## Recorded data

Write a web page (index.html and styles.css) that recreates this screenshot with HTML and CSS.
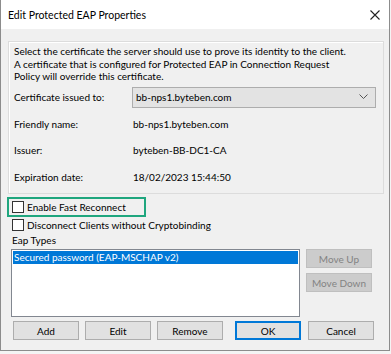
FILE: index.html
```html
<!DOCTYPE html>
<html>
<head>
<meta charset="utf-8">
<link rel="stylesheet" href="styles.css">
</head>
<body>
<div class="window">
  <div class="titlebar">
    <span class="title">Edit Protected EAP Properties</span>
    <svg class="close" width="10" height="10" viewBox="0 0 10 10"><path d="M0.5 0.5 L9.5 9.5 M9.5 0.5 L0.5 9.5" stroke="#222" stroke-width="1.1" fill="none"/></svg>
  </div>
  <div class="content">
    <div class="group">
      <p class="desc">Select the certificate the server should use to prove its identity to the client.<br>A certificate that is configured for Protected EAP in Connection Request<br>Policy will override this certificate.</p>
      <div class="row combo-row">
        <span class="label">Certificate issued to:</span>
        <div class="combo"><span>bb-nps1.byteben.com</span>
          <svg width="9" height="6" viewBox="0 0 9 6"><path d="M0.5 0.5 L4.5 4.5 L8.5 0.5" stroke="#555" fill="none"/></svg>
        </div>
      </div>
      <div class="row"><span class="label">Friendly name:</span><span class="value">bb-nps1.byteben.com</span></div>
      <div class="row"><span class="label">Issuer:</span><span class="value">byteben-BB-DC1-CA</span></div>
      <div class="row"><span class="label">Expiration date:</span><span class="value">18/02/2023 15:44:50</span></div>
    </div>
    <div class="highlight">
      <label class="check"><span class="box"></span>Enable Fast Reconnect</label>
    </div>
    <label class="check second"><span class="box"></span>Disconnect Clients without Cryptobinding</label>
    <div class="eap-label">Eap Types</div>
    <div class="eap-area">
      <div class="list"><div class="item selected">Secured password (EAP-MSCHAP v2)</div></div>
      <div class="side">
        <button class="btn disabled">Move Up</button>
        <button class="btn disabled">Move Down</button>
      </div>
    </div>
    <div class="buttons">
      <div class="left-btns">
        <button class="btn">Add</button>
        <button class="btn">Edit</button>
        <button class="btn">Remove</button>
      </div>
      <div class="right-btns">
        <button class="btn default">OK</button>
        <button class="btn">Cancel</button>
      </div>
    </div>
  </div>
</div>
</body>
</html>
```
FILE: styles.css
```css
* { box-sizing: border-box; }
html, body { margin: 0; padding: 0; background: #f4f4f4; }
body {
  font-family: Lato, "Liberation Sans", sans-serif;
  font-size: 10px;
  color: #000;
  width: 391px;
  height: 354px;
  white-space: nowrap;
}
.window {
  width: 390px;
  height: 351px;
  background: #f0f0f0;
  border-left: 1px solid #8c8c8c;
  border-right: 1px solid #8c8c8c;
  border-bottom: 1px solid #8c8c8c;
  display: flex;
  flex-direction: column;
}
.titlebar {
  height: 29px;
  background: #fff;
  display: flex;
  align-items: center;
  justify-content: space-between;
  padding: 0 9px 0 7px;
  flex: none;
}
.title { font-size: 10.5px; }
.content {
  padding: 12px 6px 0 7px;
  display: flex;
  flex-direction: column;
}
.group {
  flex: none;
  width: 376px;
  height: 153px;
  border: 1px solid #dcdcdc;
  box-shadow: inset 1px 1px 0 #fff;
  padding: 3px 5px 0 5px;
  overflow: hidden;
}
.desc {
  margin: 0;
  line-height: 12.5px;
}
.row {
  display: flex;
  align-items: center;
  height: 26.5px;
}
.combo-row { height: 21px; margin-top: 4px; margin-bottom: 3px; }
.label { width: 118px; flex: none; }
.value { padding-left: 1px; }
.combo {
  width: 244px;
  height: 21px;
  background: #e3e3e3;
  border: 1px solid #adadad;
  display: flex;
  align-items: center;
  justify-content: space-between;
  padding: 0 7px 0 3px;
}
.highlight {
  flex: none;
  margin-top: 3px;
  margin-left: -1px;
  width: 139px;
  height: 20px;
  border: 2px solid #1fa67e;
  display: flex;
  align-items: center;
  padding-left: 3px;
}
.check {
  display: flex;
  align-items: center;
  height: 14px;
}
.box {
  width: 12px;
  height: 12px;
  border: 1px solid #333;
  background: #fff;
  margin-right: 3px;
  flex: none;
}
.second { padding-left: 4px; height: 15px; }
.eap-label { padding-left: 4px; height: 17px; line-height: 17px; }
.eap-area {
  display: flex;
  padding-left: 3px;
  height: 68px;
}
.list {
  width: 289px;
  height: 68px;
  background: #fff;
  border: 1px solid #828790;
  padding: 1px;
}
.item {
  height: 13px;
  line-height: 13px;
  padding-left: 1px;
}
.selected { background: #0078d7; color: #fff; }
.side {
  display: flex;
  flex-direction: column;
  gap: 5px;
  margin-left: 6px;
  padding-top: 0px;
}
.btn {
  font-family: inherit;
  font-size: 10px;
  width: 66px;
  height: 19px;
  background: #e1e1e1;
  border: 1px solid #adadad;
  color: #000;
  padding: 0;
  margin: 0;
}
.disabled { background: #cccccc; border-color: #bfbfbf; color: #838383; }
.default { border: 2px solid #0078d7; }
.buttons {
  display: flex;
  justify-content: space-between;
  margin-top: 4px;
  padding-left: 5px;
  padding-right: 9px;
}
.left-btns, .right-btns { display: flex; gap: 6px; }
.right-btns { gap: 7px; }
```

## Challenge
Return the listing above unchanged, apart from dropping its pictures.

## Written answer
Write a web page (index.html and styles.css) that recreates this screenshot with HTML and CSS.
FILE: index.html
```html
<!DOCTYPE html>
<html>
<head>
<meta charset="utf-8">
<link rel="stylesheet" href="styles.css">
</head>
<body>
<div class="window">
  <div class="titlebar">
    <span class="title">Edit Protected EAP Properties</span>
    <svg class="close" width="10" height="10" viewBox="0 0 10 10"><path d="M0.5 0.5 L9.5 9.5 M9.5 0.5 L0.5 9.5" stroke="#222" stroke-width="1.1" fill="none"/></svg>
  </div>
  <div class="content">
    <div class="group">
      <p class="desc">Select the certificate the server should use to prove its identity to the client.<br>A certificate that is configured for Protected EAP in Connection Request<br>Policy will override this certificate.</p>
      <div class="row combo-row">
        <span class="label">Certificate issued to:</span>
        <div class="combo"><span>bb-nps1.byteben.com</span>
          <svg width="9" height="6" viewBox="0 0 9 6"><path d="M0.5 0.5 L4.5 4.5 L8.5 0.5" stroke="#555" fill="none"/></svg>
        </div>
      </div>
      <div class="row"><span class="label">Friendly name:</span><span class="value">bb-nps1.byteben.com</span></div>
      <div class="row"><span class="label">Issuer:</span><span class="value">byteben-BB-DC1-CA</span></div>
      <div class="row"><span class="label">Expiration date:</span><span class="value">18/02/2023 15:44:50</span></div>
    </div>
    <div class="highlight">
      <label class="check"><span class="box"></span>Enable Fast Reconnect</label>
    </div>
    <label class="check second"><span class="box"></span>Disconnect Clients without Cryptobinding</label>
    <div class="eap-label">Eap Types</div>
    <div class="eap-area">
      <div class="list"><div class="item selected">Secured password (EAP-MSCHAP v2)</div></div>
      <div class="side">
        <button class="btn disabled">Move Up</button>
        <button class="btn disabled">Move Down</button>
      </div>
    </div>
    <div class="buttons">
      <div class="left-btns">
        <button class="btn">Add</button>
        <button class="btn">Edit</button>
        <button class="btn">Remove</button>
      </div>
      <div class="right-btns">
        <button class="btn default">OK</button>
        <button class="btn">Cancel</button>
      </div>
    </div>
  </div>
</div>
</body>
</html>
```
FILE: styles.css
```css
* { box-sizing: border-box; }
html, body { margin: 0; padding: 0; background: #f4f4f4; }
body {
  font-family: Lato, "Liberation Sans", sans-serif;
  font-size: 10px;
  color: #000;
  width: 391px;
  height: 354px;
  white-space: nowrap;
}
.window {
  width: 390px;
  height: 351px;
  background: #f0f0f0;
  border-left: 1px solid #8c8c8c;
  border-right: 1px solid #8c8c8c;
  border-bottom: 1px solid #8c8c8c;
  display: flex;
  flex-direction: column;
}
.titlebar {
  height: 29px;
  background: #fff;
  display: flex;
  align-items: center;
  justify-content: space-between;
  padding: 0 9px 0 7px;
  flex: none;
}
.title { font-size: 10.5px; }
.content {
  padding: 12px 6px 0 7px;
  display: flex;
  flex-direction: column;
}
.group {
  flex: none;
  width: 376px;
  height: 153px;
  border: 1px solid #dcdcdc;
  box-shadow: inset 1px 1px 0 #fff;
  padding: 3px 5px 0 5px;
  overflow: hidden;
}
.desc {
  margin: 0;
  line-height: 12.5px;
}
.row {
  display: flex;
  align-items: center;
  height: 26.5px;
}
.combo-row { height: 21px; margin-top: 4px; margin-bottom: 3px; }
.label { width: 118px; flex: none; }
.value { padding-left: 1px; }
.combo {
  width: 244px;
  height: 21px;
  background: #e3e3e3;
  border: 1px solid #adadad;
  display: flex;
  align-items: center;
  justify-content: space-between;
  padding: 0 7px 0 3px;
}
.highlight {
  flex: none;
  margin-top: 3px;
  margin-left: -1px;
  width: 139px;
  height: 20px;
  border: 2px solid #1fa67e;
  display: flex;
  align-items: center;
  padding-left: 3px;
}
.check {
  display: flex;
  align-items: center;
  height: 14px;
}
.box {
  width: 12px;
  height: 12px;
  border: 1px solid #333;
  background: #fff;
  margin-right: 3px;
  flex: none;
}
.second { padding-left: 4px; height: 15px; }
.eap-label { padding-left: 4px; height: 17px; line-height: 17px; }
.eap-area {
  display: flex;
  padding-left: 3px;
  height: 68px;
}
.list {
  width: 289px;
  height: 68px;
  background: #fff;
  border: 1px solid #828790;
  padding: 1px;
}
.item {
  height: 13px;
  line-height: 13px;
  padding-left: 1px;
}
.selected { background: #0078d7; color: #fff; }
.side {
  display: flex;
  flex-direction: column;
  gap: 5px;
  margin-left: 6px;
  padding-top: 0px;
}
.btn {
  font-family: inherit;
  font-size: 10px;
  width: 66px;
  height: 19px;
  background: #e1e1e1;
  border: 1px solid #adadad;
  color: #000;
  padding: 0;
  margin: 0;
}
.disabled { background: #cccccc; border-color: #bfbfbf; color: #838383; }
.default { border: 2px solid #0078d7; }
.buttons {
  display: flex;
  justify-content: space-between;
  margin-top: 4px;
  padding-left: 5px;
  padding-right: 9px;
}
.left-btns, .right-btns { display: flex; gap: 6px; }
.right-btns { gap: 7px; }
```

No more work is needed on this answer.